12. Related party transactions
During the year the company entered into the following transactions with related parties:
Transaction value Balance owed by/(owed to)
2023 2022 2023 2022
£ £ £ £
Entities with control, joint control or significant influence over the entity - - 8,375 8,375
Entities over which the entity has control, joint control or significant influence 4,226 4,300 87,256 91,482
_______ _______ _______ _______
Related party transactions, and amounts owed by related companies at the year end, are incurred from trading activity by those companies only.

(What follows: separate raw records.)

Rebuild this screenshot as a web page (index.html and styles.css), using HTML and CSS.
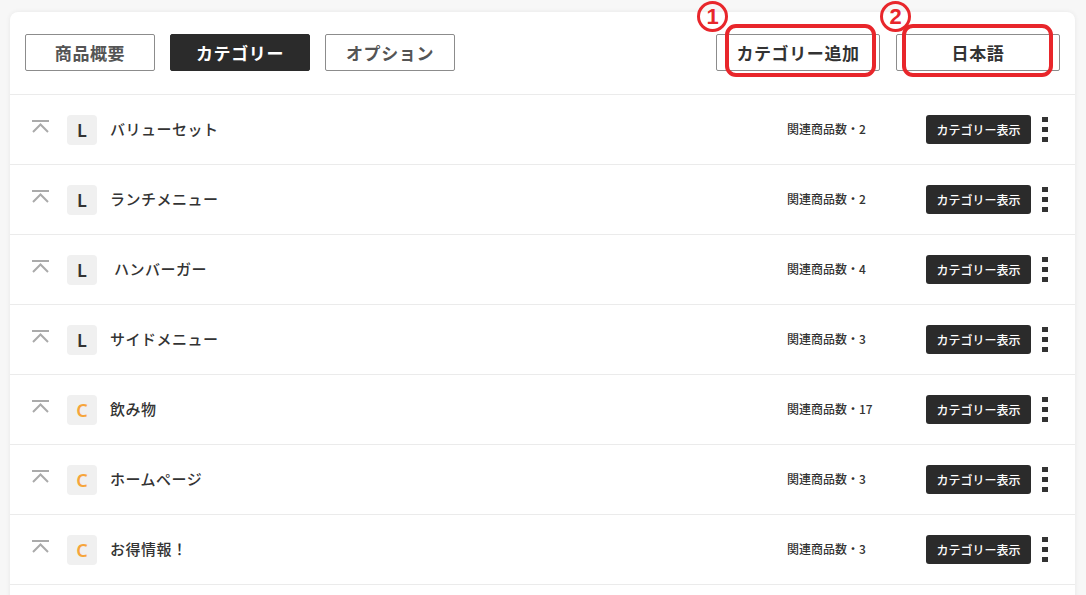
FILE: index.html
```html
<!DOCTYPE html>
<html lang="ja">

<head>
  <meta charset="UTF-8" />
  <meta name="viewport" content="width=device-width, initial-scale=1.0" />
  <title>カテゴリー</title>
  <link rel="stylesheet" href="styles.css">
</head>

<body>
  <div class="panel">
    <div class="toolbar">
      <div class="tabs">
        <button class="tab">商品概要</button>
        <button class="tab active">カテゴリー</button>
        <button class="tab">オプション</button>
      </div>
      <div class="actions">
        <button class="tab action">カテゴリー追加</button>
        <button class="tab action">日本語</button>
      </div>
    </div>

    <ul class="categories" id="categories"></ul>
  </div>

  <!-- annotations -->
  <span class="mark mark1">1</span>
  <span class="mark mark2">2</span>
  <span class="ring ring1"></span>
  <span class="ring ring2"></span>

  <script>
    const categorias = [
      { tipo: "L", nombre: "バリューセット", cantidad: 2 },
      { tipo: "L", nombre: "ランチメニュー", cantidad: 2 },
      { tipo: "L", nombre: "\u00a0ハンバーガー", cantidad: 4 },
      { tipo: "L", nombre: "サイドメニュー", cantidad: 3 },
      { tipo: "C", nombre: "飲み物", cantidad: 17 },
      { tipo: "C", nombre: "ホームページ", cantidad: 3 },
      { tipo: "C", nombre: "お得情報！", cantidad: 3 },
    ];

    const lista = document.getElementById("categories");
    categorias.forEach((cat) => {
      const li = document.createElement("li");
      li.className = "row";
      li.innerHTML = `
        <svg class="totop" width="17" height="13" viewBox="0 0 17 13">
          <rect x="0" y="0" width="17" height="2" fill="#aaa" />
          <polyline points="1,12 8.5,4.5 16,12" fill="none" stroke="#aaa" stroke-width="2" />
        </svg>
        <span class="badge ${cat.tipo === "C" ? "badge-c" : ""}">${cat.tipo}</span>
        <span class="name">${cat.nombre}</span>
        <span class="count">関連商品数・${cat.cantidad}</span>
        <button class="show">カテゴリー表示</button>
        <span class="kebab"><i></i><i></i><i></i></span>`;
      lista.appendChild(li);
    });
  </script>
</body>

</html>
```

FILE: styles.css
```css
body {
  margin: 0;
  background: #f7f7f7;
  font-family: "Noto Sans CJK JP", "Noto Sans", sans-serif;
  color: #333;
  overflow: hidden;
}

.panel {
  margin: 12px 11px 0 10px;
  padding-bottom: 40px;
  background: #fff;
  border-radius: 8px 8px 0 0;
  box-shadow: 0 0 5px rgba(0, 0, 0, 0.07);
}

.toolbar {
  display: flex;
  justify-content: space-between;
  padding: 22px 15px 23px 15px;
  border-bottom: 1px solid #ebebeb;
}

.tabs,
.actions {
  display: flex;
  gap: 15px;
}

.actions {
  gap: 16px;
}

.tab {
  height: 37px;
  width: 130px;
  padding: 0;
  font-family: inherit;
  font-size: 17px;
  font-weight: 700;
  letter-spacing: 0.6px;
  color: #555;
  background: #fff;
  border: 1px solid #8c8c8c;
  border-radius: 2px;
}

.tab.active {
  width: 140px;
  background: #2b2b2b;
  border-color: #2b2b2b;
  color: #fff;
}

.tab.action {
  width: 164px;
  color: #333;
}

.categories {
  list-style: none;
  margin: 0;
  padding: 0;
}

.row {
  display: flex;
  align-items: center;
  height: 69px;
  padding: 0 27px 0 22px;
  border-bottom: 1px solid #ebebeb;
}

.totop {
  flex: none;
  margin-top: -6px;
}

.badge {
  flex: none;
  width: 30px;
  height: 30px;
  margin-left: 18px;
  border-radius: 4px;
  background: #f0f0f0;
  display: flex;
  align-items: center;
  justify-content: center;
  font-family: "Noto Sans", sans-serif;
  font-size: 18px;
  font-weight: 600;
  line-height: 1;
  color: #333;
}

.badge-c {
  color: #f6a53b;
}

.name {
  flex: 1;
  margin-left: 13px;
  margin-top: -2px;
  font-size: 15px;
  font-weight: 500;
  letter-spacing: 0.5px;
}

.count {
  width: 139px;
  margin-top: -2px;
  font-size: 12px;
  font-weight: 500;
}

.show {
  width: 105px;
  height: 29px;
  padding: 0;
  border: none;
  border-radius: 3px;
  background: #2b2b2b;
  color: #fff;
  font-family: inherit;
  font-size: 12px;
  font-weight: 500;
}

.kebab {
  display: flex;
  flex-direction: column;
  gap: 5px;
  margin-left: 11px;
}

.kebab i {
  display: block;
  width: 6px;
  height: 5px;
  background: #333;
}

.mark {
  position: absolute;
  top: 1px;
  width: 25px;
  height: 25px;
  border: 3px solid #e8262b;
  border-radius: 50%;
  color: #e8262b;
  font-family: "Liberation Sans", Arial, sans-serif;
  font-size: 22px;
  font-weight: 700;
  line-height: 25px;
  text-align: center;
}

.mark1 {
  left: 697px;
}

.mark2 {
  left: 880px;
}

.ring {
  position: absolute;
  top: 24px;
  width: 143px;
  height: 45px;
  border: 4px solid #e8262b;
  border-radius: 11px;
}

.ring1 {
  left: 725px;
}

.ring2 {
  left: 902px;
}
```
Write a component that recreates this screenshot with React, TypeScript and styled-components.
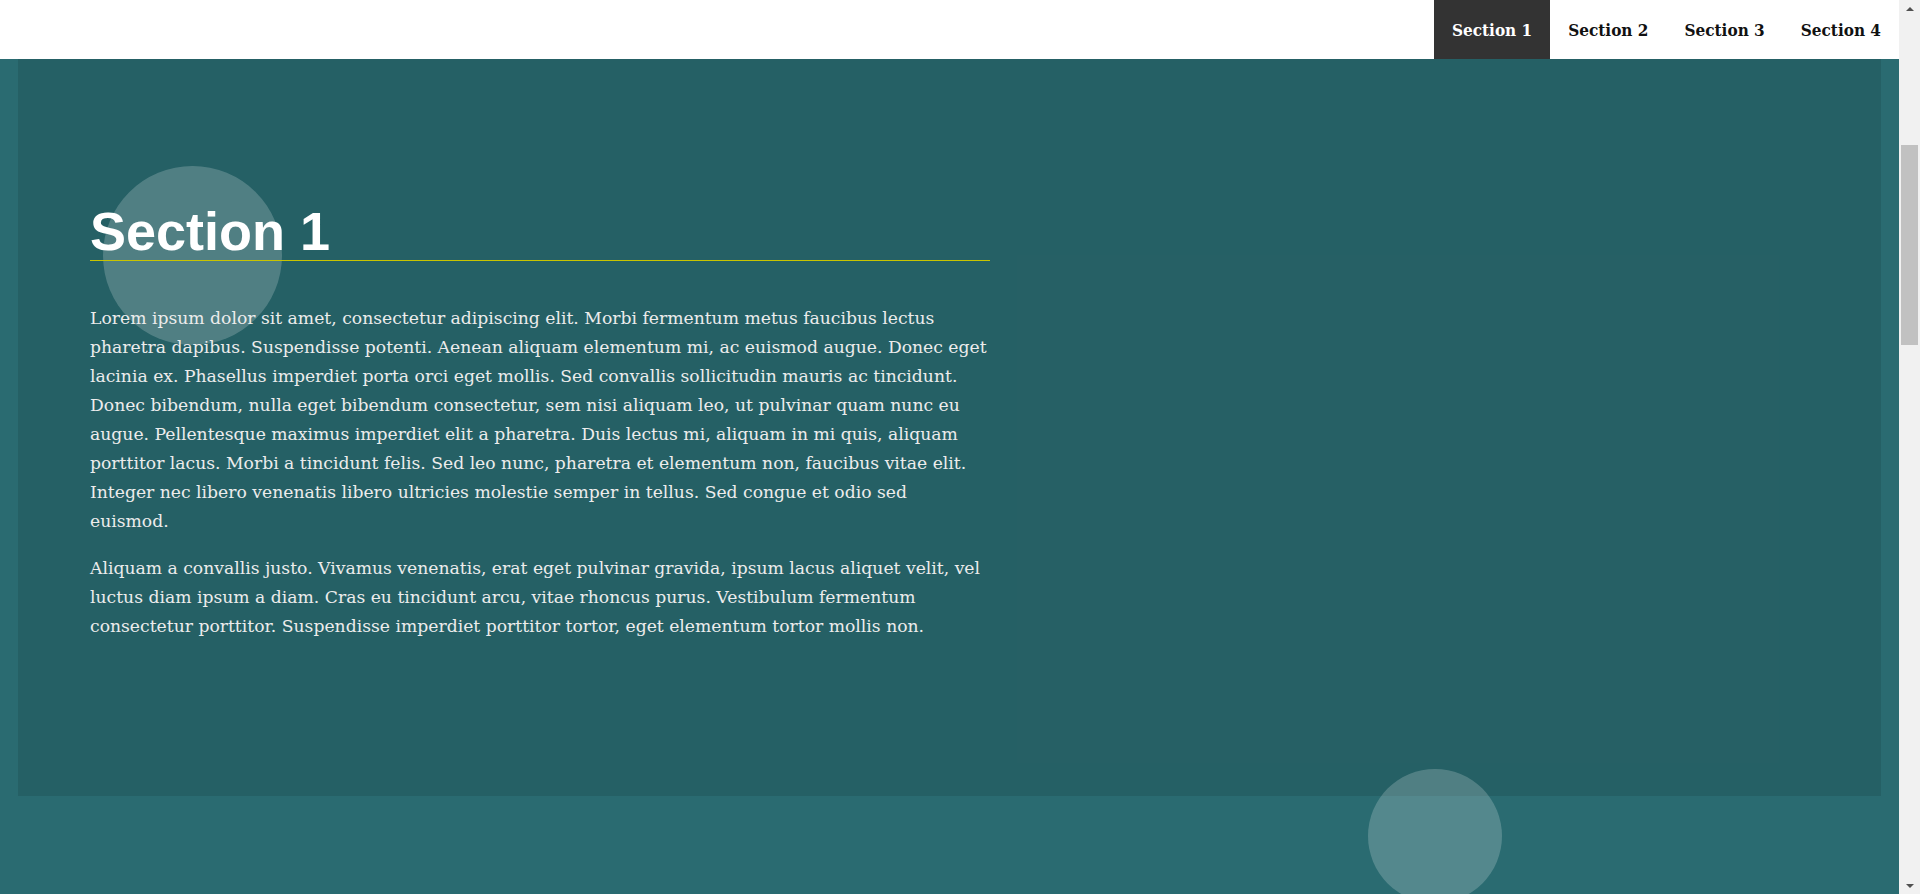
import React from 'react';
import styled, { createGlobalStyle } from 'styled-components';

const GlobalStyle = createGlobalStyle`
  body {
    margin: 0;
    background: #2a6b71;
    font-family: "DejaVu Serif", "Liberation Serif", serif;
  }
  * {
    box-sizing: border-box;
  }
`;

const Frame = styled.div`
  display: flex;
  height: 100vh;
  overflow: hidden;
`;

const Viewport = styled.div`
  flex: 1;
  overflow: hidden;
`;

const Header = styled.header`
  background: #fff;
  height: 59px;
  display: flex;
  justify-content: flex-end;
`;

const NavList = styled.ul`
  display: flex;
  margin: 0;
  padding: 0;
  list-style: none;
`;

const NavItem = styled.li<{ $active?: boolean }>`
  display: flex;
  align-items: center;
  padding: 0 18px;
  font-family: "DejaVu Serif Condensed", "DejaVu Serif", serif;
  font-stretch: condensed;
  font-size: 17px;
  font-weight: bold;
  color: ${(p) => (p.$active ? '#fff' : '#111')};
  background: ${(p) => (p.$active ? '#333' : 'transparent')};
  cursor: pointer;
`;

const Main = styled.main`
  position: relative;
  padding: 0 18px;
`;

const Panel = styled.section`
  background: rgba(0, 0, 0, 0.1);
  height: 737px;
  padding: 145px 0 0 72px;
`;

const Content = styled.div`
  position: relative;
  z-index: 1;
  width: 900px;
`;

const Title = styled.h1`
  margin: 0;
  padding-bottom: 2px;
  font-family: "Liberation Sans", Arial, sans-serif;
  font-size: 54px;
  line-height: 1;
  font-weight: bold;
  color: #fff;
  border-bottom: 1px solid #c9c400;
`;

const Text = styled.p`
  margin: 18px 0 0;
  font-size: 17.2px;
  line-height: 29px;
  color: #ececec;

  &:first-of-type {
    margin-top: 43px;
  }
`;

const Bubble = styled.div<{ $x: number; $y: number; $size: number }>`
  position: absolute;
  left: ${(p) => p.$x}px;
  top: ${(p) => p.$y}px;
  width: ${(p) => p.$size}px;
  height: ${(p) => p.$size}px;
  border-radius: 50%;
  background: rgba(255, 255, 255, 0.2);
  pointer-events: none;
`;

const Scrollbar = styled.div`
  width: 21px;
  background: #f1f1f1;
  display: flex;
  flex-direction: column;
  align-items: center;
`;

const Arrow = styled.div<{ $down?: boolean }>`
  height: 17px;
  display: flex;
  align-items: center;
  justify-content: center;
  flex-shrink: 0;

  &::before {
    content: '';
    border-left: 4px solid transparent;
    border-right: 4px solid transparent;
    ${(p) => (p.$down ? 'border-top: 4px solid #505050;' : 'border-bottom: 4px solid #505050;')}
  }
`;

const Track = styled.div`
  flex: 1;
  padding-top: 128px;
`;

const Thumb = styled.div`
  width: 17px;
  height: 200px;
  background: #c1c1c1;
`;

const sections = ['Section 1', 'Section 2', 'Section 3', 'Section 4'];

export default function App() {
  return (
    <>
      <GlobalStyle />
      <Frame>
        <Viewport>
          <Header>
            <NavList>
              {sections.map((s, i) => (
                <NavItem key={s} $active={i === 0}>
                  {s}
                </NavItem>
              ))}
            </NavList>
          </Header>
          <Main>
            <Bubble $x={103} $y={107} $size={179} />
            <Bubble $x={1368} $y={710} $size={134} />
            <Panel>
              <Content>
                <Title>Section 1</Title>
                <Text>
                  Lorem ipsum dolor sit amet, consectetur adipiscing elit. Morbi fermentum metus faucibus lectus
                  pharetra dapibus. Suspendisse potenti. Aenean aliquam elementum mi, ac euismod augue. Donec eget
                  lacinia ex. Phasellus imperdiet porta orci eget mollis. Sed convallis sollicitudin mauris ac tincidunt.
                  Donec bibendum, nulla eget bibendum consectetur, sem nisi aliquam leo, ut pulvinar quam nunc eu
                  augue. Pellentesque maximus imperdiet elit a pharetra. Duis lectus mi, aliquam in mi quis, aliquam
                  porttitor lacus. Morbi a tincidunt felis. Sed leo nunc, pharetra et elementum non, faucibus vitae elit.
                  Integer nec libero venenatis libero ultricies molestie semper in tellus. Sed congue et odio sed
                  euismod.
                </Text>
                <Text>
                  Aliquam a convallis justo. Vivamus venenatis, erat eget pulvinar gravida, ipsum lacus aliquet velit, vel
                  luctus diam ipsum a diam. Cras eu tincidunt arcu, vitae rhoncus purus. Vestibulum fermentum
                  consectetur porttitor. Suspendisse imperdiet porttitor tortor, eget elementum tortor mollis non.
                </Text>
              </Content>
            </Panel>
          </Main>
        </Viewport>
        <Scrollbar>
          <Arrow />
          <Track>
            <Thumb />
          </Track>
          <Arrow $down />
        </Scrollbar>
      </Frame>
    </>
  );
}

The directors are confident that sums owed to Pomona Europe Ltd will be repaid in full, as such year end balances are not secured or guaranteed.
13. Controlling party
Pomona Management LLC, a company registered and based in the USA owns 100 £1 ordinary shares in Pomona Europe Ltd, which equates to 100% of the issued share capital. The ultimate parent company is Voya Financial Inc. whose details are included in Note 14.
14. Group accounts
The company has made use of the exemption to prepare and deliver group accounts as it heads a small group and these figures will be consolidated into the financial statements of the ultimate parent company Voya Financial, Inc. The ultimate parent company is based in the USA with address 230 Park Avenue, New York, NY 10169. It is registered in Delaware and is listed on the New York Stock Exchange.